--- START OF Exercise material ---

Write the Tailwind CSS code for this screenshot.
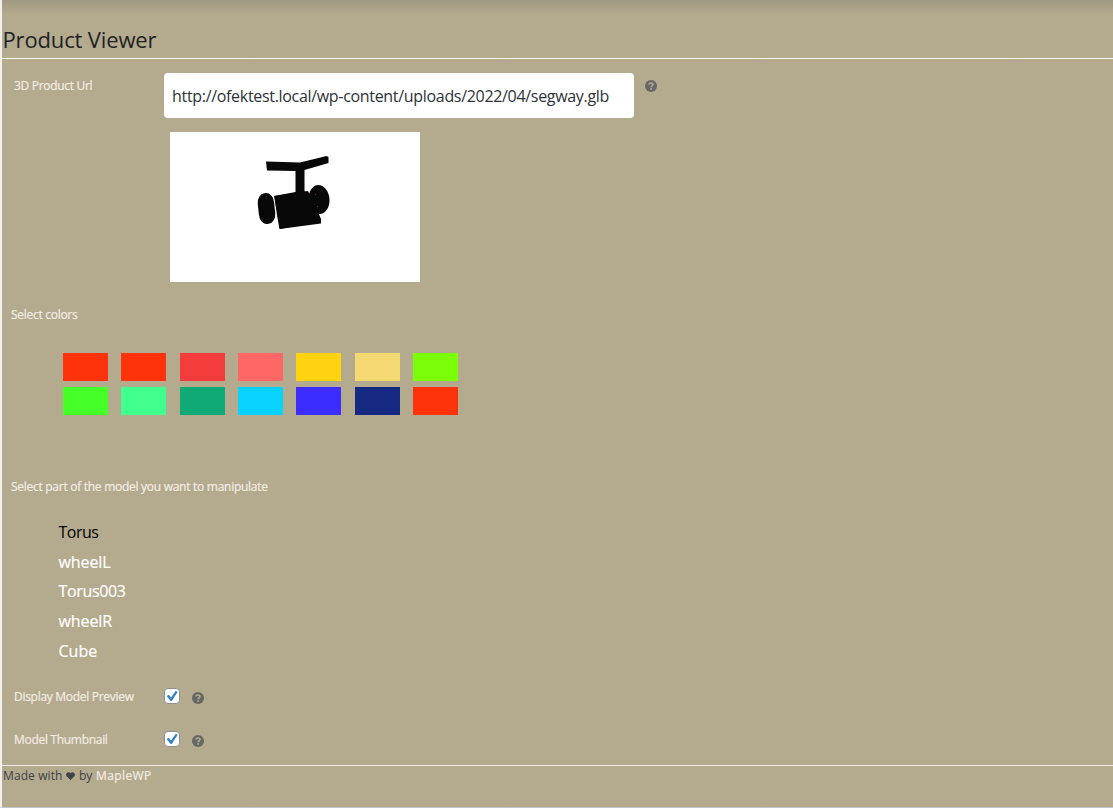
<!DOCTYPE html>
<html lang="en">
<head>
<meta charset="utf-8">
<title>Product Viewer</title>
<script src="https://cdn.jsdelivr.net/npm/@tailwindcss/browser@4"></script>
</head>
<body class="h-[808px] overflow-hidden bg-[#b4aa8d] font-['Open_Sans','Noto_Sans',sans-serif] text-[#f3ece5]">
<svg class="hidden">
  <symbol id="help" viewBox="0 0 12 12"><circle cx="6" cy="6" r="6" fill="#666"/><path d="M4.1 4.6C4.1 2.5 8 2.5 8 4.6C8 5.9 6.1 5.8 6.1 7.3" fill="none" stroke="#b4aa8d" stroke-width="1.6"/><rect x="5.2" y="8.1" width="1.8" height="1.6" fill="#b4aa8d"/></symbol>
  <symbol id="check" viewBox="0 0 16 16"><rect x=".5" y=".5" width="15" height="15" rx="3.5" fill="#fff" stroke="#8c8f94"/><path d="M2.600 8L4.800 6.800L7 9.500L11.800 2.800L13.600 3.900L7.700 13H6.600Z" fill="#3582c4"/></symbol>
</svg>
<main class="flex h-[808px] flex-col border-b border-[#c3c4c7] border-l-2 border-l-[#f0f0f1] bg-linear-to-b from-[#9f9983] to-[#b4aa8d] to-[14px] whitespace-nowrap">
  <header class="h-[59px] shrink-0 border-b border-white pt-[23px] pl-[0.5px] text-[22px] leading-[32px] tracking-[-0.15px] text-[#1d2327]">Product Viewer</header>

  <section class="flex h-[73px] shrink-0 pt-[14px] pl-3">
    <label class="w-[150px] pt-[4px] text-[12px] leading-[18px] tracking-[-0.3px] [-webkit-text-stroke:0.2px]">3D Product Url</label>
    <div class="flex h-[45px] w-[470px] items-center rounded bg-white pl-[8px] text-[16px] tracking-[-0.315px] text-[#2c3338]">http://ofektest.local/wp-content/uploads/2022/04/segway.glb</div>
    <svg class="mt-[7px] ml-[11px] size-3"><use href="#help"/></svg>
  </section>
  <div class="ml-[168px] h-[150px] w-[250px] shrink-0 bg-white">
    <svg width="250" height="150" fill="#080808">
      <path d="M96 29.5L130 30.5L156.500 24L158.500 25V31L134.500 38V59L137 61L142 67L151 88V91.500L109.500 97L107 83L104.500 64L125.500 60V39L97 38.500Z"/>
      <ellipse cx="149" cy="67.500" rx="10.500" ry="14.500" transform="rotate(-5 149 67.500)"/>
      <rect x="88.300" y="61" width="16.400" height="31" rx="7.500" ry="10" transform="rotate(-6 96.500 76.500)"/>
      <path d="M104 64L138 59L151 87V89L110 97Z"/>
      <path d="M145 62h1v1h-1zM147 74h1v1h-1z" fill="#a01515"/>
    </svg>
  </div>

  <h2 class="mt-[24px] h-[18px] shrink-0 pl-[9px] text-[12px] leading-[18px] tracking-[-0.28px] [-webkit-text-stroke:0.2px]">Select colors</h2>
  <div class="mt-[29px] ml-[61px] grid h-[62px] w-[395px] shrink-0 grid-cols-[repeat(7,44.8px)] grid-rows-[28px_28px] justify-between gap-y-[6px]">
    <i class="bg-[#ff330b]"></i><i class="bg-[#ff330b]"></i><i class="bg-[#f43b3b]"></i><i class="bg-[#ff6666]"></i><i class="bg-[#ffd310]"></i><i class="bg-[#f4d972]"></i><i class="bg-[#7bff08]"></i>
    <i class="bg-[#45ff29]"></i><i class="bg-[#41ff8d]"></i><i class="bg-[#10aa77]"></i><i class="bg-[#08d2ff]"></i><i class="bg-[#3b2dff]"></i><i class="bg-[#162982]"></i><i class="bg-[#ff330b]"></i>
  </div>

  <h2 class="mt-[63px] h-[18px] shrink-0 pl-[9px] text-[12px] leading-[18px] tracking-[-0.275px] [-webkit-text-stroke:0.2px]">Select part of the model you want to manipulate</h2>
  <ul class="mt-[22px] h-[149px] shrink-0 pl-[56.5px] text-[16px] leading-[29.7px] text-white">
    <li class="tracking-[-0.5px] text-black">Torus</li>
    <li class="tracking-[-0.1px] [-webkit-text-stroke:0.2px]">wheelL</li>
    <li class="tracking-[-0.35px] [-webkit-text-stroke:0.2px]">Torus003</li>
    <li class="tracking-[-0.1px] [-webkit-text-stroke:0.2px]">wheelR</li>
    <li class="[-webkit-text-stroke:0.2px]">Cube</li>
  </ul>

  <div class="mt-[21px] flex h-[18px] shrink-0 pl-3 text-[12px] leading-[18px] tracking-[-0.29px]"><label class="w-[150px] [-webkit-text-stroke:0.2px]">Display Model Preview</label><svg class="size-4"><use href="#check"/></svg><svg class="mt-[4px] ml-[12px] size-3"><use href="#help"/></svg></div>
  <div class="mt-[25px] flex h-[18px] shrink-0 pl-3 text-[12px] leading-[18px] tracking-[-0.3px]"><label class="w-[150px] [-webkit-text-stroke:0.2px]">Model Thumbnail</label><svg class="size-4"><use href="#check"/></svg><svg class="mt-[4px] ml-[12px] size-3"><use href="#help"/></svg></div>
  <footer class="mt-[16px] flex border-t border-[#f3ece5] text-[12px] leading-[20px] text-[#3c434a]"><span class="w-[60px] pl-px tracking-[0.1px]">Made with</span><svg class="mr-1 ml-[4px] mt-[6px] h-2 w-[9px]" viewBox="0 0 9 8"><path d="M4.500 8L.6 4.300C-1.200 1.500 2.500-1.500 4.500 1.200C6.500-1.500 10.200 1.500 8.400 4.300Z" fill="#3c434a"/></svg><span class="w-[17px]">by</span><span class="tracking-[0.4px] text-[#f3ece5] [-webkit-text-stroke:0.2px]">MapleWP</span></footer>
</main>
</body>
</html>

--- END OF Exercise material ---
--- START OF Exercise material ---

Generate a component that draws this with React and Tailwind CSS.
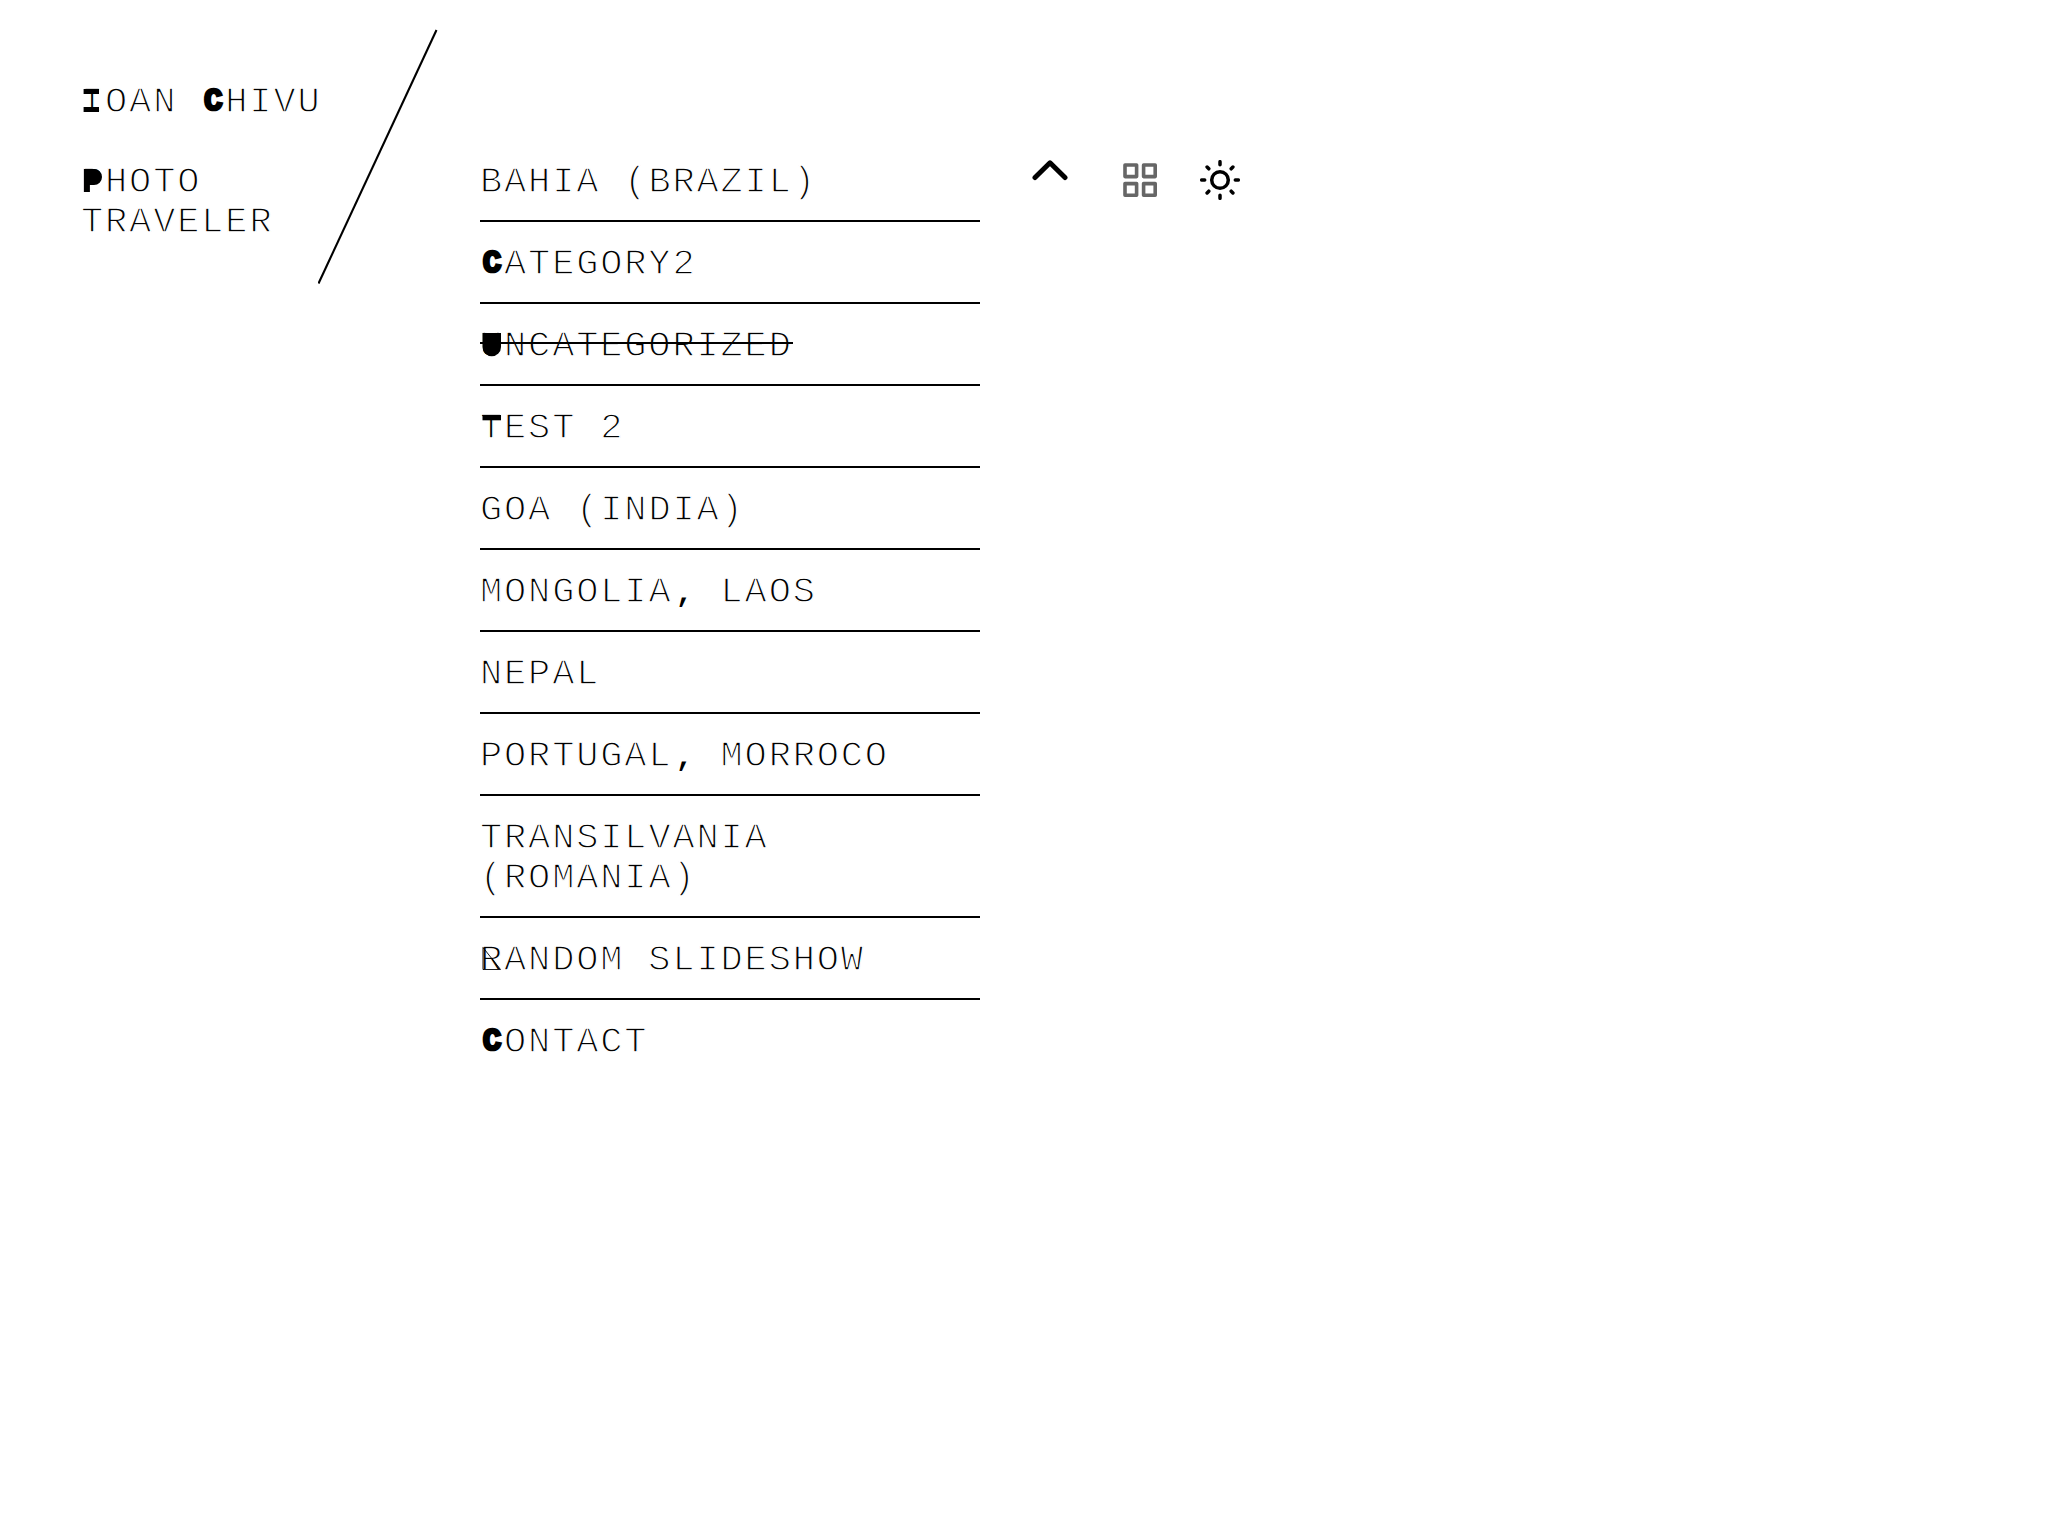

--- END OF Exercise material ---

Written request: Make an exact copy of the lines from the one containing "Write the Tailwind" to the one containing "shrink-0 border-b border-white", keeping both and leaving out every picture.

Full answer:
Write the Tailwind CSS code for this screenshot.
<!DOCTYPE html>
<html lang="en">
<head>
<meta charset="utf-8">
<title>Product Viewer</title>
<script src="https://cdn.jsdelivr.net/npm/@tailwindcss/browser@4"></script>
</head>
<body class="h-[808px] overflow-hidden bg-[#b4aa8d] font-['Open_Sans','Noto_Sans',sans-serif] text-[#f3ece5]">
<svg class="hidden">
  <symbol id="help" viewBox="0 0 12 12"><circle cx="6" cy="6" r="6" fill="#666"/><path d="M4.1 4.6C4.1 2.5 8 2.5 8 4.6C8 5.9 6.1 5.8 6.1 7.3" fill="none" stroke="#b4aa8d" stroke-width="1.6"/><rect x="5.2" y="8.1" width="1.8" height="1.6" fill="#b4aa8d"/></symbol>
  <symbol id="check" viewBox="0 0 16 16"><rect x=".5" y=".5" width="15" height="15" rx="3.5" fill="#fff" stroke="#8c8f94"/><path d="M2.600 8L4.800 6.800L7 9.500L11.800 2.800L13.600 3.900L7.700 13H6.600Z" fill="#3582c4"/></symbol>
</svg>
<main class="flex h-[808px] flex-col border-b border-[#c3c4c7] border-l-2 border-l-[#f0f0f1] bg-linear-to-b from-[#9f9983] to-[#b4aa8d] to-[14px] whitespace-nowrap">
  <header class="h-[59px] shrink-0 border-b border-white pt-[23px] pl-[0.5px] text-[22px] leading-[32px] tracking-[-0.15px] text-[#1d2327]">Product Viewer</header>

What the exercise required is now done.